Sisters ‘redeux’ town with vintage shop
Vintage Redeux owners already expanding to two Virginia locations, planning a La Plata outlet
They consider themselves certified dumpster divers, and what they’re looking for is someone else’s trash that can be turned into treasure.
“We have gone, like when we’re on vacation in North Carolina at the beach, and looked at everyone’s trash,” said Whitney Muenze of Marbury, one half of the new Vintage Redeux in Indian Head. “We drove around on trash day. People had all kinds of furniture and extra scraps of wood. We frequent the stores right here and pick stuff out of the dumpsters.”
“We were driving down the road and there were chairs alongside the road and we stopped,” said her sister, Ashely Rankin, the other half of the retail business. “A lady says, ‘Wait, wait, wait, don’t leave. Do you want more stuff?’”
“She had to be [moved] out that night, so she said load up what you can,” Muenze added. “We got China cabinets, desks, everything.”
The Marbury sisters — they live next to each other and grew up in the area — opened the vintage furniture and refurbished goods boutique on Nov. 4 in the vacant “CACI” building at 4555 Indian Head Highway.
The two build tables and benches and finish them in a distressed style for custom orders. Vintage chairs are refinished to complete the dining room sets. They also make and refinish coffee and end tables.
“We have a lot of projects that we’ve done ourselves. The tables, we make these, and the benches,” Rankin said. “We repurpose old chairs that people have abandoned a long time ago. The stuff we build, we make them to order. You can pretty much tell us what you want and we can build it.”
Rankin holds down a day job as office manager at the SolarCity in White Plains, and does most of her work in the evenings and on the weekends — when she isn’t chasing after her three children. Muenze is a stay-at-home mom and fits in refinishing work, as well as picking up good furniture finds, in between projects at home with her three children.
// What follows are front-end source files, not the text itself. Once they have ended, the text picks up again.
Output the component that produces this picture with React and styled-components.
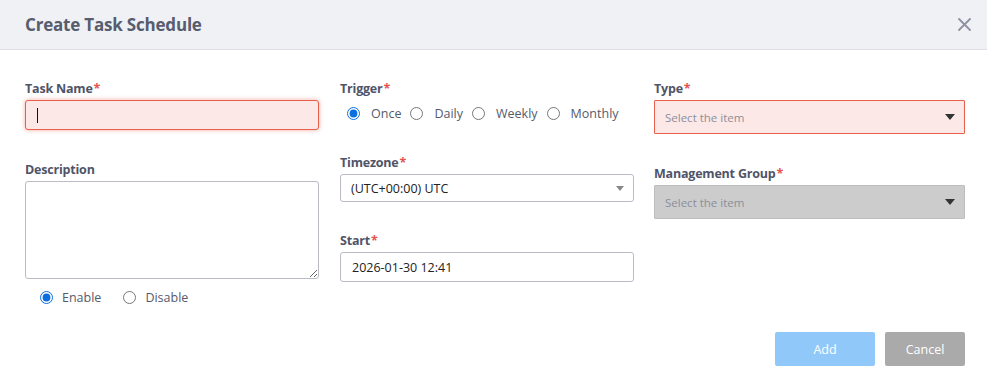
import React from "react";
import styled, { createGlobalStyle } from "styled-components";

const GlobalStyle = createGlobalStyle`
  html, body {
    margin: 0;
    padding: 0;
    background: #ffffff;
  }
  body {
    font-family: "Open Sans", "Noto Sans", "Liberation Sans", sans-serif;
    color: #333;
  }
`;

const Dialog = styled.div`
  width: 987px;
  height: 380px;
  background: #fff;
  display: flex;
  flex-direction: column;
`;

const Header = styled.div`
  height: 50px;
  box-sizing: border-box;
  padding: 0 15px 0 25px;
  background: #eff1f5;
  border-bottom: 1px solid #dfe1e6;
  display: flex;
  align-items: center;
  justify-content: space-between;
`;

const Title = styled.h2`
  margin: 0;
  font-size: 17px;
  font-weight: 700;
  color: #575c6e;
  letter-spacing: -0.2px;
`;

const CloseButton = styled.button`
  border: 0;
  background: none;
  padding: 0;
  width: 16px;
  height: 16px;
  display: flex;
  align-items: center;
  justify-content: center;
  cursor: pointer;
`;

const Body = styled.div`
  padding: 31px 22px 0 25px;
  display: grid;
  grid-template-columns: 315px 314px 311px;
  align-items: start;
`;

const Column = styled.div`
  display: flex;
  flex-direction: column;
  padding-right: ${(p) => p.$pr || 0}px;
`;

const Label = styled.label`
  display: block;
  font-size: 12.5px;
  line-height: 16px;
  font-weight: 700;
  color: #4f5468;
  margin-top: ${(p) => p.$mt || 0}px;
  margin-bottom: 3px;
  letter-spacing: -0.2px;
`;

const Req = styled.span`
  color: #e5534b;
  margin-left: 1px;
`;

const TextBox = styled.div`
  box-sizing: border-box;
  height: ${(p) => p.$h}px;
  border: 1px solid ${(p) => (p.$invalid ? "#e8604c" : "#b9bcc4")};
  border-radius: 3px;
  background: ${(p) => (p.$invalid ? "#fde8e8" : "#fff")};
  box-shadow: ${(p) => (p.$invalid ? "0 0 4px rgba(232, 96, 76, 0.55)" : "none")};
  padding: 0 11px;
  display: flex;
  align-items: center;
  font-size: 12.5px;
  color: #222;
`;

const Caret = styled.span`
  width: 1px;
  height: 15px;
  background: #111;
`;

const TextArea = styled.textarea`
  box-sizing: border-box;
  width: 100%;
  height: 98px;
  border: 1px solid #b9bcc4;
  border-radius: 3px;
  margin: 0;
  font-family: inherit;
  display: block;
`;

const SelectBox = styled.div`
  box-sizing: border-box;
  height: ${(p) => p.$h}px;
  border: 1px solid ${(p) => p.$border};
  border-radius: ${(p) => p.$radius}px;
  background: ${(p) => p.$bg};
  padding: 0 9px 0 10px;
  display: flex;
  align-items: center;
  justify-content: space-between;
  font-size: ${(p) => (p.$placeholder ? "11.5px" : "12.5px")};
  color: ${(p) => (p.$placeholder ? "#8b8f9b" : "#222")};
`;

const Arrow = styled.span`
  width: 0;
  height: 0;
  border-left: ${(p) => p.$size}px solid transparent;
  border-right: ${(p) => p.$size}px solid transparent;
  border-top: ${(p) => p.$size + 1}px solid ${(p) => p.$color};
`;

const RadioRow = styled.div`
  display: flex;
  align-items: center;
  height: 18px;
  margin-top: ${(p) => p.$mt || 0}px;
  padding-left: ${(p) => p.$pl || 0}px;
  gap: ${(p) => p.$gap}px;
`;

const RadioItem = styled.label`
  display: flex;
  align-items: center;
  font-size: 12.5px;
  color: #555a6b;
  gap: ${(p) => p.$gap}px;

  input {
    margin: 0;
    width: 13px;
    height: 13px;
    accent-color: #0b6fe0;
  }
`;

const Footer = styled.div`
  margin-top: auto;
  padding: 0 22px 14px 0;
  display: flex;
  justify-content: flex-end;
  gap: 10px;
`;

const Button = styled.button`
  width: ${(p) => p.$w}px;
  height: 34px;
  border: 0;
  border-radius: 2px;
  background: ${(p) => p.$bg};
  color: #fff;
  font-family: inherit;
  font-size: 12.5px;
  cursor: pointer;
`;

const Radio = ({ name, label, checked, gap = 10 }) => (
  <RadioItem $gap={gap}>
    <input type="radio" name={name} defaultChecked={checked} />
    {label}
  </RadioItem>
);

export default function App() {
  return (
    <>
      <GlobalStyle />
      <Dialog>
        <Header>
          <Title>Create Task Schedule</Title>
          <CloseButton aria-label="Close">
            <svg width="13" height="13" viewBox="0 0 13 13">
              <path d="M1 1L12 12M12 1L1 12" stroke="#8c91a3" strokeWidth="1.8" strokeLinecap="round" />
            </svg>
          </CloseButton>
        </Header>

        <Body>
          <Column $pr={21}>
            <Label>
              Task Name<Req>*</Req>
            </Label>
            <TextBox $h={30} $invalid>
              <Caret />
            </TextBox>
            <Label $mt={32}>Description</Label>
            <TextArea />
            <RadioRow $mt={9} $pl={15} $gap={22}>
              <Radio name="status" label="Enable" checked gap={9} />
              <Radio name="status" label="Disable" gap={9} />
            </RadioRow>
          </Column>

          <Column $pr={20}>
            <Label>
              Trigger<Req>*</Req>
            </Label>
            <RadioRow $mt={4} $pl={7} $gap={9}>
              <Radio name="trigger" label="Once" checked gap={11} />
              <Radio name="trigger" label="Daily" gap={11} />
              <Radio name="trigger" label="Weekly" gap={11} />
              <Radio name="trigger" label="Monthly" gap={11} />
            </RadioRow>
            <Label $mt={33}>
              Timezone<Req>*</Req>
            </Label>
            <SelectBox $h={28} $bg="#fff" $border="#b9bcc4" $radius={3}>
              (UTC+00:00) UTC
              <Arrow $size={4} $color="#888" />
            </SelectBox>
            <Label $mt={31}>
              Start<Req>*</Req>
            </Label>
            <TextBox $h={30}>2026-01-30 12:41</TextBox>
          </Column>

          <Column>
            <Label>
              Type<Req>*</Req>
            </Label>
            <SelectBox $h={34} $bg="#fde8e8" $border="#e8604c" $radius={1} $placeholder>
              Select the item
              <Arrow $size={5} $color="#333" />
            </SelectBox>
            <Label $mt={32}>
              Management Group<Req>*</Req>
            </Label>
            <SelectBox $h={34} $bg="#cccccc" $border="#bdbdbd" $radius={1} $placeholder>
              Select the item
              <Arrow $size={5} $color="#333" />
            </SelectBox>
          </Column>
        </Body>

        <Footer>
          <Button $w={100} $bg="#90c9f9">Add</Button>
          <Button $w={80} $bg="#aaaaaa">Cancel</Button>
        </Footer>
      </Dialog>
    </>
  );
}
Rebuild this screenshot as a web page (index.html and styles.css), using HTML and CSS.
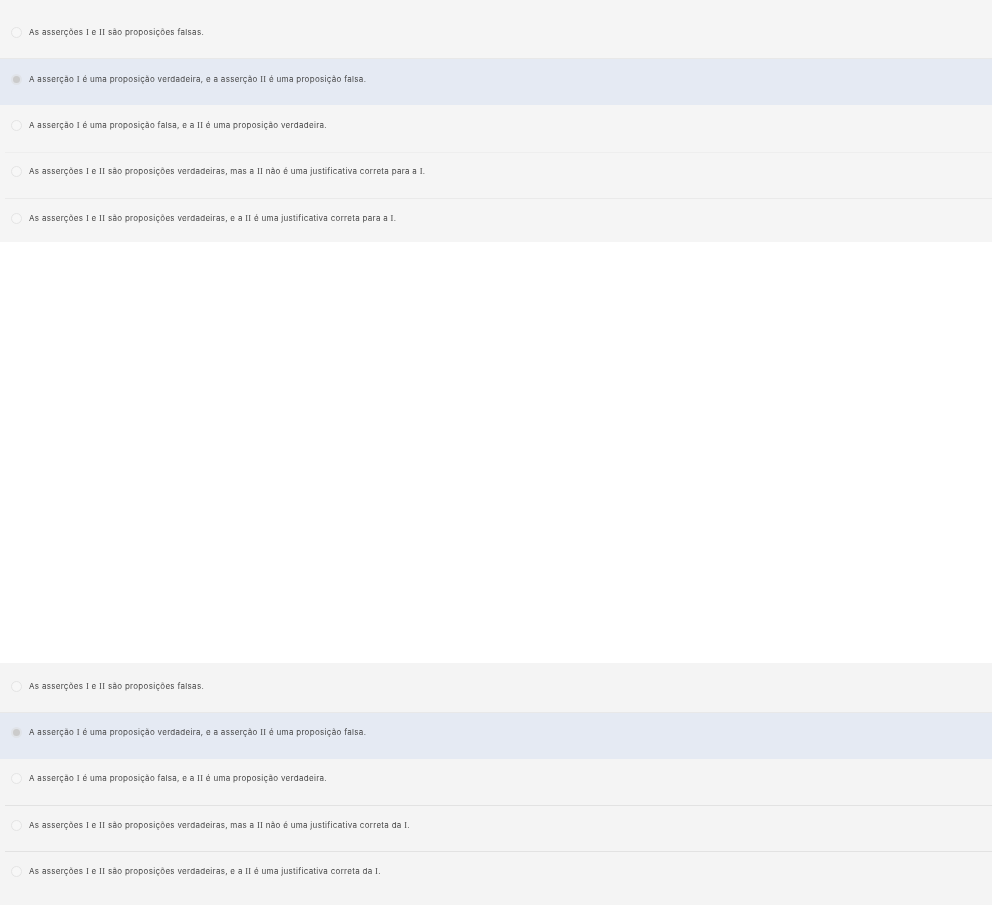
FILE: index.html
```html
<!DOCTYPE html>
<html lang="pt">
<head>
<meta charset="utf-8">
<title>Questões</title>
<link rel="stylesheet" href="styles.css">
</head>
<body>
<main class="page">
  <ul class="options options-top">
    <li class="option option-first"><span class="radio"></span><p>As asserções <i>I</i> e <i>II</i> são proposições falsas.</p></li>
    <li class="option selected"><span class="radio"></span><p>A asserção <i>I</i> é uma proposição verdadeira, e a asserção <i>II</i> é uma proposição falsa.</p></li>
    <li class="option"><span class="radio"></span><p>A asserção <i>I</i> é uma proposição falsa, e a <i>II</i> é uma proposição verdadeira.</p></li>
    <li class="option ruled"><span class="radio"></span><p>As asserções <i>I</i> e <i>II</i> são proposições verdadeiras, mas a <i>II</i> não é uma justificativa correta para a <i>I</i>.</p></li>
    <li class="option ruled option-last"><span class="radio"></span><p>As asserções <i>I</i> e <i>II</i> são proposições verdadeiras, e a <i>II</i> é uma justificativa correta para a <i>I</i>.</p></li>
  </ul>
  <ul class="options options-bottom">
    <li class="option option-first"><span class="radio"></span><p>As asserções <i>I</i> e <i>II</i> são proposições falsas.</p></li>
    <li class="option selected"><span class="radio"></span><p>A asserção <i>I</i> é uma proposição verdadeira, e a asserção <i>II</i> é uma proposição falsa.</p></li>
    <li class="option"><span class="radio"></span><p>A asserção <i>I</i> é uma proposição falsa, e a <i>II</i> é uma proposição verdadeira.</p></li>
    <li class="option ruled strong"><span class="radio"></span><p>As asserções <i>I</i> e <i>II</i> são proposições verdadeiras, mas a <i>II</i> não é uma justificativa correta da <i>I</i>.</p></li>
    <li class="option ruled strong option-end"><span class="radio"></span><p>As asserções <i>I</i> e <i>II</i> são proposições verdadeiras, e a <i>II</i> é uma justificativa correta da <i>I</i>.</p></li>
  </ul>
</main>
</body>
</html>
```
FILE: styles.css
```css
* { box-sizing: border-box; }
html, body { margin: 0; padding: 0; background: #fff; }
.page { width: 992px; height: 905px; overflow: hidden; font-family: Inter, "Liberation Sans", sans-serif; }
.options { list-style: none; margin: 0; padding: 0; background: #f5f5f5; filter: blur(0.35px); }
.options-top { height: 242px; }
.options-bottom { height: 242px; margin-top: 421px; background: #f4f4f4; }
.option { height: 46.3px; display: flex; align-items: flex-start; gap: 7px; padding: 14.5px 0 0 11px; position: relative; }
.option-first { height: 59px; padding-top: 26.5px; border-bottom: 1px solid #e8e8e8; }
.options-bottom .option-first { height: 49.5px; padding-top: 17.5px; }
.option-last { height: 44px; padding-top: 15px; }
.option-end { height: 54px; }
.option p { margin: 0; font-size: 8px; line-height: 11px; letter-spacing: 0.3px; color: #484848; white-space: nowrap; }
.option i { font-family: "Liberation Serif", serif; font-style: normal; font-size: 8.5px; }
.radio { width: 11px; height: 11px; border-radius: 50%; border: 1px solid #e4e4e4; background: #f7f7f7; flex: none; }
.selected { background: #e5eaf3; }
.selected .radio { background: #cbcbcb; border: 2px solid #e0e3e8; }
.ruled::before { content: ""; position: absolute; left: 5px; right: 0; top: 0; height: 1px; background: #eeeeee; }
.option-last::before { height: 1.5px; background: #eaeaea; }
.strong::before { background: #e2e2e2; }
```
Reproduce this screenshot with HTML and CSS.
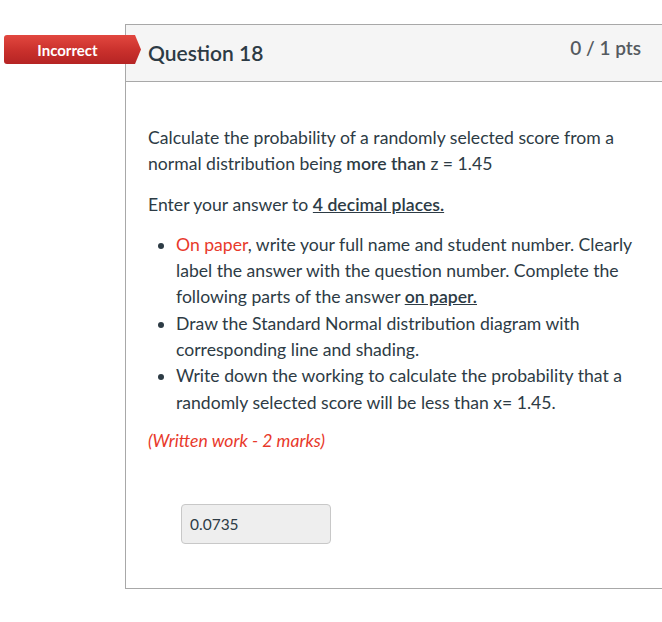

“I do a lot of the refinishing of furniture and stuff,” Muenze said. “When I’m not doing anything, I pull a piece of furniture into my house.”
“We literally do it in our living rooms,” Rankin added. “We do it all the time. In the evenings while my kids are doing homework, I’ll have chairs sitting out getting painted.” The two also have a four-car garage as a shop situated between their houses.
Muenze makes a line of rustic signs from reclaimed lumber, including large clock faces from round wooden spool endcaps.
“All the signs are made from repurposed wooden spools, electrical spools and pallet boards,” Muenze said. “And the clocks are made from the spools.”
“Furniture and signs, that’s what we do,” Rankin said.
The two knew they’d do well before opening the Indian Head location. While struggling with all the permits and permissions — eventually ironed out with the help of the town’s mayor, Brandon Paulin — they brought a load of furni- ture and signs to a home and garden show in Timonium.
“We did really, really well. We sold three tables,” Rankin said. “We sold everything we took with us, and we even got [custom] orders from the show.”
Since opening in Indian Head, they’ve added a line of boutique clothing — in all sizes, “including plus sizes” — as well as “stamped jewelry” and a line of soaps made by a couple of women in La Plata under the Southern Maryland Soap Company label. They also sell a line of refinishing paint called Fusion Mineral Paint.
The two are already in expansion mode even though the existing shop has been open less than two months. Starting Jan. 1, they’ll be selling their goods at Maggie Jane’s, a vintage boutique on King Street in Old Town Alexandria, Va. They are also getting a spot at Unique Antiques in King George, Va. And that’s not the end of it.
“We’re looking to expand in the La Plata area, as soon as we can find a space,” Muenze said.
“We’ll still be open here, but then we’ll have the one in La Plata,” Rankin added. “We have enough stuff to do it. We’ll be expanding in all directions, which was the ultimate goal: get our name out there and get our stuff out there.”
Muenze said they have “three barns worth of stuff” currently and are always finding more.
Their mother, Cindy DeVane, is where they got their penchant for furniture and antique hunting. She helps out with the business, too.
“Mom’s been involved,” Rankin said. “We initially got our instincts from her. When we were growing up, she would always go antique shopping and take us with her — going to estate sales. We were always there and we saw everything.” She also always seemed to have painting projects in the works.
“We have basically done this for the longest time,” Muenze said. “We’ve had a passion for it.”
Vintage Redeux is open 10 a.m.-2 p.m. Saturdays. For more information, go to www.facebook.com/ vintagerx/.
Sisters Whitney Muenze, left, and Ashley Rankin, both of Marbury, opened Vintage Redeux in Indian Head on Nov. 4. The two make and refinish furniture and signs in the distressed style.
Above, Whitney Muenze makes distressed signs and clock faces from wooden cable spools and other reclaimed wood. Below, a table at Vintage Redeux is made from new wood but distressed to look old. The chairs are refinished old ones.